Investigating myths and legends

One way for children to begin their own ‘Once upon a time’ is to explore myths and legends from around the globe. This will not only inspire children to conjure up their own mythical creatures, but it will also expand their cultural knowledge and how ‘myths and legends’ relate to the world today. Some myths and legends to investigate can include:

• The Skelies of Scotland
• King Arthur and Excalibur
• The Lady in the Lake
• The Piskies of Cornwall

There are also a range of opportunities to use props and to help inspire children to tell stories including our medieval figure sets and fantasy world wooden charactersScholastic has a fantastic selection of teacher resources to explore myths from around the world.

How to encourage young learners to get creative with words

Start by discussing what makes a good story, which can be explored through some favourite fairytales shared within the class. This can help to discuss the meaning or purpose of stories and why they are told. Discuss the different elements of a story including the start, middle and end.

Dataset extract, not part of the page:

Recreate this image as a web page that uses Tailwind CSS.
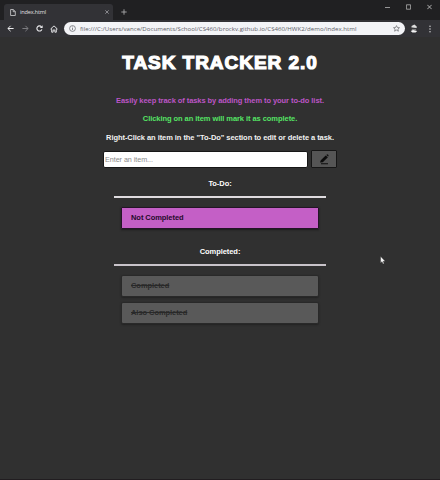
<!DOCTYPE html>
<html lang="en">
<head>
<meta charset="utf-8">
<title>index.html</title>
<script src="https://cdn.jsdelivr.net/npm/@tailwindcss/browser@4"></script>
</head>
<body class="relative flex h-[480px] w-[440px] flex-col overflow-hidden bg-[#303030] font-['Liberation_Sans',Arial,sans-serif] text-white">
<header class="shrink-0">
  <div class="flex h-[20px] items-end bg-[#202022]">
    <div class="ml-[4px] flex h-[16px] w-[109px] items-center rounded-t-[3px] bg-[#323236] pl-[6px] pr-[4px]">
      <svg class="h-[7px] w-[6px]" viewBox="0 0 6 7" fill="none" stroke="#d2d2d4" stroke-width=".8"><path d="M.6.5h2.7l2 2v4H.6zM3.2.6v2.1h2"/></svg>
      <span class="ml-[4px] flex-1 font-['Open_Sans',sans-serif] text-[5.6px] leading-[8px] tracking-[-.18px] text-[#e0e0e2]">index.html</span>
      <svg class="h-[4px] w-[4px]" viewBox="0 0 4 4" stroke="#a0a0a4" stroke-width=".8"><path d="M.3.3l3.4 3.4M3.7.3L.3 3.7"/></svg>
    </div>
    <svg class="mb-[5px] ml-[8px] h-[6px] w-[6px]" viewBox="0 0 6 6" stroke="#a9a9ab" stroke-width=".9"><path d="M3 .3v5.4M.3 3h5.4"/></svg>
    <div class="ml-auto mr-[8px] flex items-center gap-[16px] self-start pt-[4px]">
      <svg class="h-[6px] w-[5px]" viewBox="0 0 5 6" stroke="#b5b5b5" stroke-width=".8"><path d="M0 3.5h5"/></svg>
      <svg class="h-[6px] w-[5px]" viewBox="0 0 5 6" fill="none" stroke="#b5b5b5" stroke-width=".8"><path d="M.4.8h4.2v4.4H.4z"/></svg>
      <svg class="h-[6px] w-[5px]" viewBox="0 0 5 6" stroke="#cfcfcf" stroke-width=".8"><path d="M.3.8l4.4 4.4M4.7.8L.3 5.2"/></svg>
    </div>
  </div>
  <div class="flex h-[17px] items-center bg-[#323236] pl-[7px]">
    <svg class="h-[7px] w-[7px]" viewBox="0 0 7 7" fill="none" stroke="#ececee" stroke-width="1"><path d="M6.6 3.5H1M3.6.8L.9 3.5l2.7 2.7"/></svg>
    <svg class="ml-[8px] h-[7px] w-[7px]" viewBox="0 0 7 7" fill="none" stroke="#7c7c80" stroke-width="1"><path d="M.4 3.5H6M3.4.8l2.7 2.7-2.7 2.7"/></svg>
    <svg class="ml-[7px] h-[7px] w-[7px]" viewBox="0 0 7 7" fill="none" stroke="#ececee" stroke-width="1.1"><path d="M5.9 4.4A2.6 2.6 0 1 1 5.4 1.7"/><path d="M6.6.2v2.9H3.8z" fill="#ececee" stroke="none"/></svg>
    <svg class="ml-[7px] h-[8px] w-[8px]" viewBox="0 0 8 8" fill="none" stroke="#dedee0" stroke-width="1"><path d="M.5 4.1L4 .9l3.5 3.2M1.7 3.4v3.8h1.4V5h1.8v2.2h1.4V3.4"/></svg>
    <div class="ml-[6px] flex h-[13px] w-[341px] items-center rounded-full bg-[#f3f4f7] pl-[5px] pr-[5px]">
      <svg class="h-[7px] w-[7px]" viewBox="0 0 7 7" fill="none" stroke="#6f7075" stroke-width=".8"><circle cx="3.5" cy="3.5" r="2.9"/><path d="M3.5 3v2M3.5 1.6v.8"/></svg>
      <span class="ml-[4px] flex-1 whitespace-nowrap font-['Open_Sans',sans-serif] text-[6.1px] leading-[9px] tracking-[.03px] text-[#606168]">file:///C:/Users/vance/Documents/School/CS460/brockv.github.io/CS460/HWK2/demo/index.html</span>
      <svg class="h-[7px] w-[7px]" viewBox="0 0 7 7" fill="none" stroke="#66676c" stroke-width=".7"><path d="M3.5.6l.9 1.9 2.1.2-1.6 1.4.5 2.1-1.9-1.1-1.9 1.1.5-2.1L.5 2.7l2.1-.2z"/></svg>
    </div>
    <svg class="ml-[5px] h-[9px] w-[8px]" viewBox="0 0 8 9"><path d="M1.4 3.6L1.6 2 4.4.5l2 1.8.4 1.8z" fill="#dedede"/><path d="M.8 3.7l6.4.5-.5 1.6-2-.6-3 .3z" fill="#3a3a3c"/><path d="M1.7 5.2h4.4L5.6 6.3H2.2z" fill="#999"/><path d="M.7 7.1L3 6l4.2.9-1.6 1.6H2.4z" fill="#f4f4f4"/></svg>
    <svg class="ml-[11px] h-[8px] w-[2px]" viewBox="0 0 2 8" fill="#c5c5c7"><circle cx="1" cy="1.3" r=".8"/><circle cx="1" cy="4" r=".8"/><circle cx="1" cy="6.7" r=".8"/></svg>
  </div>
</header>
<main class="flex flex-1 flex-col items-center border-b border-[#211d20] font-bold">
  <h1 class="mt-[14px] h-[24px] whitespace-nowrap text-[19px] leading-[24px] tracking-[.96px] [-webkit-text-stroke:1.2px_white]">TASK TRACKER 2.0</h1>
  <p class="mt-[21px] h-[10px] whitespace-nowrap text-[7.5px] leading-[10px] tracking-[-.07px] text-[#bd55c6]">Easily keep track of tasks by adding them to your to-do list.</p>
  <p class="mt-[8px] h-[10px] whitespace-nowrap text-[7.5px] leading-[10px] tracking-[-.06px] text-[#55e465]">Clicking on an item will mark it as complete.</p>
  <p class="mt-[9px] h-[10px] whitespace-nowrap text-[7.5px] leading-[10px] tracking-[-.06px] text-[#f2f2f2]">Right-Click an item in the "To-Do" section to edit or delete a task.</p>
  <form class="mt-[7px] flex h-[18px] items-center gap-[3px]">
    <input class="h-[17px] w-[205px] rounded-[2px] border border-[#171717] bg-white px-[1px] text-[7.2px] font-normal tracking-[-.05px] text-[#333] placeholder:text-[#8a8a8a]" placeholder="Enter an item...">
    <button type="button" class="flex h-[18px] w-[26px] items-center justify-center rounded-[1px] border border-[#161616] bg-[#555]">
      <svg class="h-[11px] w-[11px]" viewBox="0 0 11 11" fill="#0c0c0c"><path d="M1 8.4l.8-2.1L6.7 1.4 8.9 3.3 3.8 8.2zM7.3.9l.6-.5c.5-.4 2 .9 1.6 1.5l-.4.7zM2 9.2h7v1H2z"/></svg>
    </button>
  </form>
  <h2 class="mt-[11px] h-[10px] text-[7.5px] leading-[10px] tracking-[-.06px]">To-Do:</h2>
  <hr class="mt-[7px] h-[2px] w-[212px] border-0 bg-[#dedbdf]">
  <ul class="mt-[9px] w-[198px]">
    <li class="flex h-[22px] items-center rounded-[1px] border border-[#241427] bg-[#c45fc6] pl-[9px] text-[7.5px] leading-[10px] tracking-[-.06px] text-[#260b2b] shadow-[0_1px_2px_#1c1c1c]">Not Completed</li>
  </ul>
  <h2 class="mt-[18px] h-[10px] text-[7.5px] leading-[10px] tracking-[-.06px]">Completed:</h2>
  <hr class="mt-[7px] h-[2px] w-[212px] border-0 bg-[#c8c3c9]">
  <ul class="mt-[9px] flex w-[198px] flex-col gap-[5px] text-[7.5px] leading-[10px] tracking-[-.06px] text-[#292929] line-through">
    <li class="flex h-[22px] items-center rounded-[2px] border border-[#292929] bg-[#595959] pl-[9px] shadow-[0_1px_2px_#222]">Completed</li>
    <li class="flex h-[22px] items-center rounded-[2px] border border-[#292929] bg-[#595959] pl-[9px] shadow-[0_1px_2px_#222]">Also Completed</li>
  </ul>
</main>
<svg class="absolute left-[380px] top-[256px] h-[9px] w-[6px]" viewBox="0 0 6 9" fill="#f3f3f3" stroke="#202020" stroke-width=".4"><path d="M.5.3v6.8L2 5.7l1 2.4 1.2-.5-1-2.3h2.1z"/></svg>
</body>
</html>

Download our Create your own fairy tale worksheet

Delve deeper into the rise and fall of a story to add action and suspense, and why it’s important to explore who, what, how, where, when and why. A good way to get children to start thinking about the elements of a story is to give them an opening which prompts questions, such as:

“Silver was no ordinary fairy, for Silver was named after her long flowing hair which brought light to the dark and hope to the rest of the fairies who’d been banished with her to the enchanted wood.”

• Why is Silver special?
• Why have they been banished?
• What are they doing there?
• How long have they been there?
• How are they going to escape?
• Where is the enchanted wood?
• What makes it enchanted?

Download our Storyboard worksheet

Elements to think about when constructing a good story

To guide the listener, a good story must have a clear beginning, middle and end, without this you’ll lose your audience as they will not be able to keep track of the unfolding plot. A good way to devise a story is to use a storyboard to add the key elements before constructing.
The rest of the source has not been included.